A beautiful residence can impress in minutes. A well-structured ownership package continues to impress over years.

FAQs

  • What is the ownership question behind climate-controlled storage? It is whether the buyer receives a documented property right, an assignment, a license, or only a use privilege. The answer affects transfer certainty and future resale discussions.

  • Why does climate-controlled storage matter in South Florida? Controlled conditions can help support better storage of items sensitive to heat and humidity. Buyers should still verify what the space is designed to accommodate.

  • Is storage automatically included with a condominium residence? Not necessarily. Buyers should confirm whether a specific storage space is included and how that right is documented.

  • What documents should a buyer review? The purchase agreement, condominium declaration, amendments, rules, estoppel materials, and closing documents may all be relevant. Counsel should review the exact language.

  • Can storage rights affect resale? Yes, particularly when the rights are clear, transferable, and easy to explain. Unclear rights can create questions during buyer due diligence.

  • Is deeded storage better than assigned storage? Deeded storage may offer greater clarity, but the specific documents control. Assigned storage can still be valuable if the rights are stable and well defined.

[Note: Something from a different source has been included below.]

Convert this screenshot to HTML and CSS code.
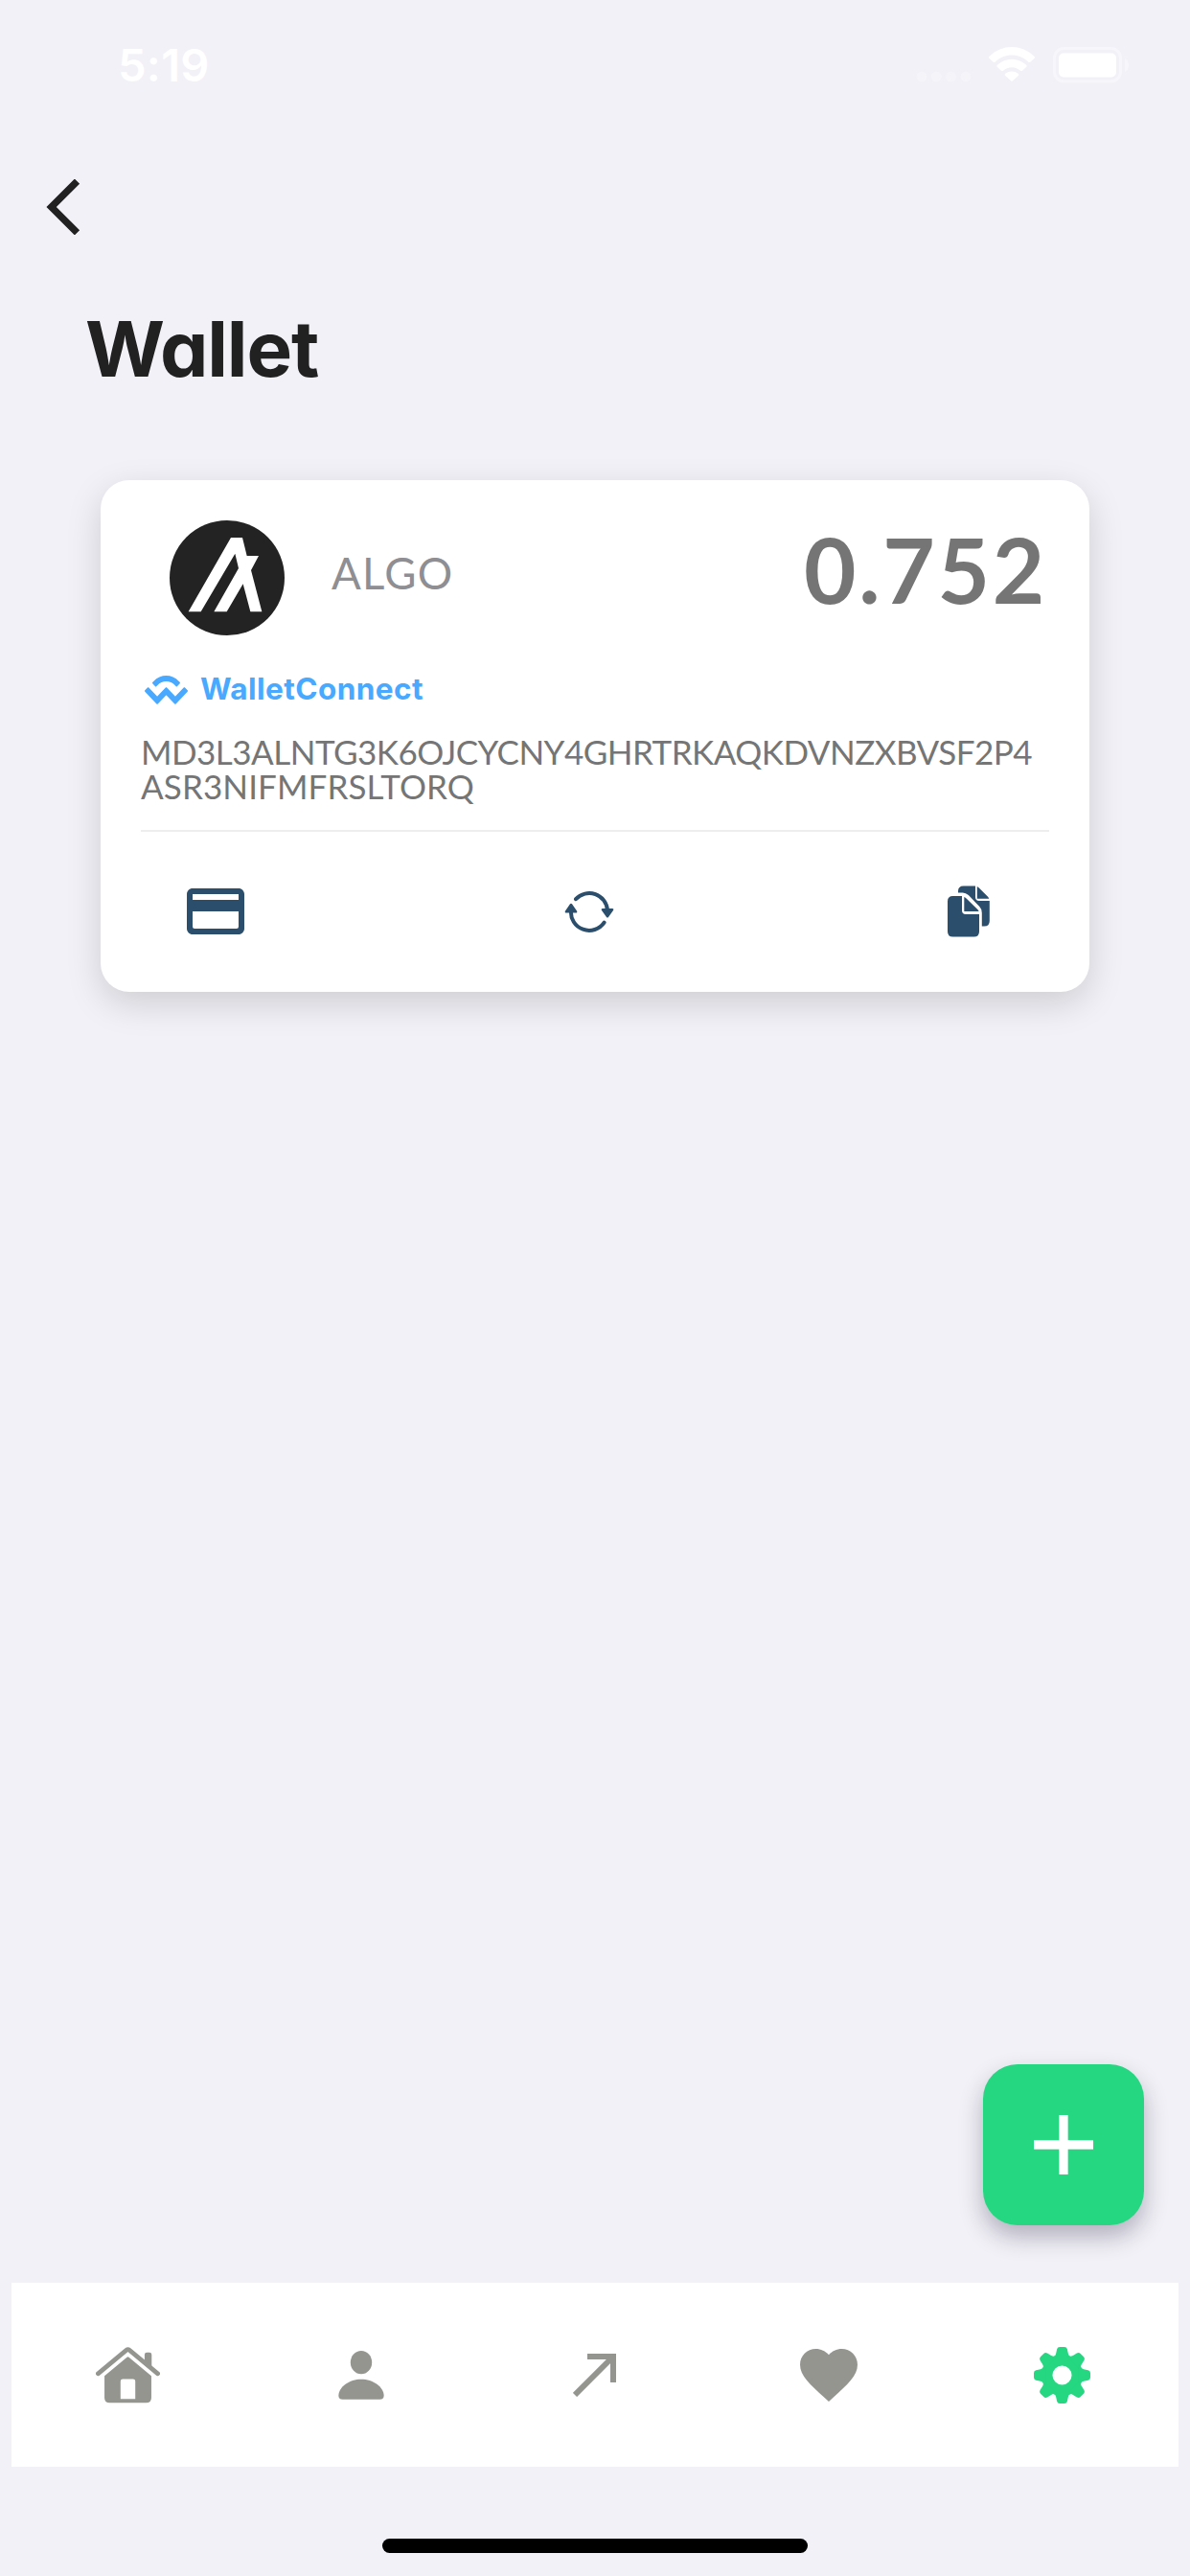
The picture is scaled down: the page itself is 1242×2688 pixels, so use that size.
FILE: index.html
```html
<!DOCTYPE html>
<html lang="en">
<head>
<meta charset="utf-8">
<title>Wallet</title>
<link rel="stylesheet" href="styles.css">
</head>
<body>
<header class="status">
  <span class="time">5:19</span>
  <div class="indicators">
    <svg class="dots" width="58" height="12" viewBox="0 0 58 12"><circle cx="6" cy="6" r="5.5"/><circle cx="21.3" cy="6" r="5.5"/><circle cx="36.6" cy="6" r="5.5"/><circle cx="52" cy="6" r="5.5"/></svg>
    <svg class="wifi" width="48" height="36" viewBox="0 0 144 108"><path d="M1 30C42-10 102-10 143 30q2 3 0 5L130 47q-3 2-6 0C94 18 50 18 20 47q-3 2-6 0L1 35q-2-2 0-5zM26 57C54 32 90 32 118 57q2 3 0 5L105 74q-3 2-6 0C84 60 60 60 45 74q-3 2-6 0L26 62q-2-2 0-5zM51 84C64 74 80 74 93 84q2 3 0 5L75 106q-3 3-6 0L51 89q-2-2 0-5z"/></svg>
    <svg class="battery" width="80" height="38" viewBox="0 0 80 38"><rect class="shell" x="1.5" y="1.5" width="69" height="34.5" rx="10"/><rect x="6" y="6.5" width="60" height="25" rx="5"/><path class="tip" d="M75 12q4 2 4 7t-4 7z"/></svg>
  </div>
</header>
<button class="back" aria-label="Back"><svg width="36" height="58" viewBox="0 0 36 58"><path d="M32.500 2.200 5.700 29 32.500 55.800"/></svg></button>
<main>
  <h1>Wallet</h1>
  <section class="card">
    <div class="balance">
      <svg class="coin" width="120" height="120" viewBox="0 0 360 360"><circle cx="180" cy="180" r="180" fill="#232323"/><path fill="#fff" d="M59 286 192 54H228L242 111H279L255 156 289 286H253L230 199 179 286H139L216 150 205 104 98 286z"/></svg>
      <span class="asset">ALGO</span>
      <span class="amount">0.752</span>
    </div>
    <div class="provider">
      <svg width="45" height="30" viewBox="0 0 300 185" preserveAspectRatio="none"><path d="M61.44 36.26c48.91-47.89 128.21-47.89 177.12 0l5.89 5.76c2.44 2.39 2.44 6.28 0 8.67l-20.14 19.72c-1.22 1.2-3.2 1.2-4.43 0l-8.1-7.93c-34.12-33.41-89.44-33.41-123.56 0l-8.68 8.49c-1.22 1.2-3.2 1.2-4.43 0L54.97 51.26c-2.44-2.39-2.44-6.28 0-8.67zM280.2 77.03l17.93 17.55c2.44 2.39 2.44 6.27 0 8.67l-80.81 79.12c-2.45 2.39-6.41 2.39-8.86 0l-57.35-56.16c-.61-.6-1.6-.6-2.22 0l-57.35 56.16c-2.44 2.39-6.41 2.39-8.85 0L1.87 103.25c-2.44-2.4-2.44-6.28 0-8.67L19.8 77.03c2.44-2.4 6.41-2.4 8.85 0l57.36 56.15c.61.6 1.6.6 2.21 0l57.35-56.15c2.45-2.4 6.41-2.4 8.86 0l57.35 56.15c.62.6 1.61.6 2.22 0l57.35-56.15c2.45-2.4 6.41-2.4 8.86 0z"/></svg>
      <span>WalletConnect</span>
    </div>
    <p class="address"><span class="line-one">MD3L3ALNTG3K6OJCYCNY4GHRTRKAQKDVNZXBVSF2P4</span><br><span class="line-two">ASR3NIFMFRSLTORQ</span></p>
    <div class="actions">
      <svg width="60" height="48" viewBox="2 4 20 16"><path d="M20 4H4c-1.11 0-1.99.89-1.99 2L2 18c0 1.11.89 2 2 2h16c1.11 0 2-.89 2-2V6c0-1.11-.89-2-2-2zm0 13.3q0 .7-.7.7H4.7q-.7 0-.7-.7V12h16zM20 8H4V6h16z"/></svg>
      <svg class="refresh" width="52" height="46" viewBox="589 929 52 46"><path class="arc" d="M601 939.2A19 19 0 0 1 634 951M596 951A19 19 0 0 0 630.6 963.6"/><path d="m590 951.5 5-7.2q1-1.2 2 0l5 7.2q1 2-1 2.1h-10q-2-.1-1-2.1zM628 951l5 7q1 1.200 2 0l5-7q1-2-1-2.100h-10q-2 .1-1 2.100z"/></svg>
      <svg width="44" height="54" viewBox="989 924.500 44 54"><path d="M994.500 935.500h9.500V950.500q0 4 4 4h14v18q0 5.500-5.500 5.500h-22q-5.500 0-5.500-5.500V941q0-5.500 5.500-5.500zM1006.300 936.500q1.500.5 2.500 1.800l11.500 11.200q1 1 1.300 2h-15.300zM1000 932v-1.500q0-5.500 5.500-5.500h12.500v11.500q0 4 4 4h10.800v21q0 5.500-5.500 5.500h-2.500v-14q0-4-2.500-6.500l-11.500-12q-3-2.500-6-2.500zM1019.800 925.500q1 .5 2 1.500l9.500 9.500 1 1.800h-12.500z"/></svg>
    </div>
  </section>
</main>
<button class="add" aria-label="Add wallet"><svg width="62" height="62" viewBox="0 0 62 62"><path d="M31 0v62M0 31h62"/></svg></button>
<nav>
  <a><svg width="67" height="59" viewBox="0 0 200 176"><path d="M27 90 97 32q3-3 6 0L173 90V158q0 16-16 16H43q-16 0-16-16zM84 100q-7 0-7 7v55h46v-55q0-7-7-7zM152 24q0-7 7-7h8q7 0 7 7v42l-22-18z" fill-rule="evenodd"/><path class="roof" d="m7 83 88-73q5-4 10 0l88 73"/></svg></a>
  <a><svg width="48" height="51" viewBox="0 0 142 153"><ellipse cx="71" cy="36.500" rx="33.500" ry="36.500"/><path d="M0 140C1 112 34 89 71 89s70 23 71 51q0 12-13 12H13Q0 152 0 140z"/></svg></a>
  <a><svg width="45" height="45" viewBox="0 0 45 45"><path class="send" d="M15 3h27v27M42 3 2 43"/></svg></a>
  <a><svg width="60" height="55" viewBox="2 3 20 18.350"><path d="m12 21.350-1.450-1.320C5.400 15.360 2 12.270 2 8.500 2 5.410 4.420 3 7.500 3c1.740 0 3.410.81 4.500 2.080C13.090 3.810 14.760 3 16.500 3 19.580 3 22 5.410 22 8.500c0 3.770-3.400 6.860-8.550 11.530z"/></svg></a>
  <a class="active"><svg width="59" height="59" viewBox="-88 -88 176 176"><circle class="ring" r="47"/><g id="pair"><path id="tooth" d="M-34-52Q-21-58-19-67L-16-81Q-14-88-7-88H7Q14-88 16-81L19-67Q21-58 34-52z"/><use href="#tooth" transform="rotate(45)"/></g><use href="#pair" transform="rotate(90)"/><use href="#pair" transform="rotate(180)"/><use href="#pair" transform="rotate(270)"/></svg></a>
</nav>
<div class="home-bar"></div>
</body>
</html>
```
FILE: styles.css
```css
* { box-sizing: border-box; }
body {
  margin: 0;
  height: 2688px;
  display: flex;
  flex-direction: column;
  background: #f2f1f7;
  color: #212121;
  font-family: Lato, sans-serif;
  overflow: hidden;
}
button { border: 0; padding: 0; background: none; }
svg { display: block; flex: none; }

.status {
  height: 132px;
  padding: 49px 63px 0 123px;
  display: flex;
  justify-content: space-between;
  color: #fff;
  fill: #fff;
}
.time {
  font: 600 47px/38px Inter, sans-serif;
  letter-spacing: .300px;
}
.indicators { display: flex; }
.dots { margin: 25px 18px 0 0; opacity: .25; }
.battery { margin-left: 19px; }
.shell { fill: none; stroke: #fff; stroke-width: 3; opacity: .4; }
.tip { opacity: .4; }

.back { width: 36px; height: 58px; margin: 55px 0 0 48px; }
.back path { fill: none; stroke: #212121; stroke-width: 7.400; }

main { padding: 69px 105px 0; }
h1 {
  margin: 0 0 0 -16px;
  height: 187px;
  font: 700 80px/100px Inter, sans-serif;
  font-feature-settings: "cv11";
  letter-spacing: -1.100px;
  white-space: nowrap;
}
.card {
  height: 534px;
  padding: 42px 42px 0;
  border-radius: 30px;
  background: #fff;
  box-shadow: 0 12px 36px rgba(0, 0, 0, .15);
}
.balance { display: flex; height: 120px; padding-left: 30px; }
.asset {
  margin-left: 49px;
  font-size: 45.500px;
  line-height: 109px;
  letter-spacing: 1.300px;
  color: #8e8e93;
}
.amount {
  margin-left: auto;
  padding-right: 2px;
  font-size: 94px;
  line-height: 102px;
  font-weight: 700;
  letter-spacing: 2.700px;
  color: #757575;
}
.provider {
  display: flex;
  height: 30px;
  margin-top: 42px;
  padding-left: 4px;
  gap: 13px;
  fill: #48a9ff;
  color: #48a9ff;
  font: 700 31.500px/28px Inter, sans-serif;
  letter-spacing: .450px;
}
.address {
  margin: 31px 0 0;
  height: 102px;
  border-bottom: 2px solid #eee;
  font-size: 35px;
  line-height: 36px;
  color: #757575;
  white-space: nowrap;
}
.line-one { letter-spacing: -.520px; }
.line-two { letter-spacing: .100px; }
.actions {
  display: flex;
  justify-content: space-between;
  align-items: center;
  padding: 56px 62px 0 48px;
  fill: #2b4e6d;
}
.refresh { margin-right: 14px; }
.arc { fill: none; stroke: #2b4e6d; stroke-width: 4; stroke-linecap: round; }

.add {
  display: grid;
  place-items: center;
  width: 168px;
  height: 168px;
  margin: auto 48px 60px auto;
  flex: none;
  border-radius: 36px;
  background: #24d780;
  box-shadow: 0 12px 24px rgba(30, 30, 60, .3);
}
.add path { fill: none; stroke: #fff; stroke-width: 9.300; }

nav {
  flex: none;
  display: grid;
  grid-template-columns: repeat(5, 1fr);
  height: 192px;
  margin: 0 12px;
  background: #fff;
  fill: #959590;
}
nav a { display: grid; place-items: center; }
.roof { fill: none; stroke: #959590; stroke-width: 14; stroke-linecap: round; }
.send { fill: none; stroke: #959590; stroke-width: 6; }
.active { fill: #24d780; }
.ring { fill: none; stroke: #24d780; stroke-width: 34; }
.home-bar {
  flex: none;
  width: 444px;
  height: 15px;
  margin: 75px auto 24px;
  border-radius: 8px;
  background: #000;
}
```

  • Should seasonal owners prioritize storage? Often, yes. A second-home owner may benefit from keeping personal items in place between visits rather than transporting them repeatedly.

  • Does climate-controlled storage replace in-residence closets? No. It complements the residence by holding overflow, seasonal items, or objects that do not need daily access.

  • Can association rules limit storage use? Yes. Rules may address access, prohibited items, insurance, maintenance, and other operational details.

  • When should buyers ask about storage? Buyers should ask before contract deadlines, while documentation can still be reviewed and negotiated if needed.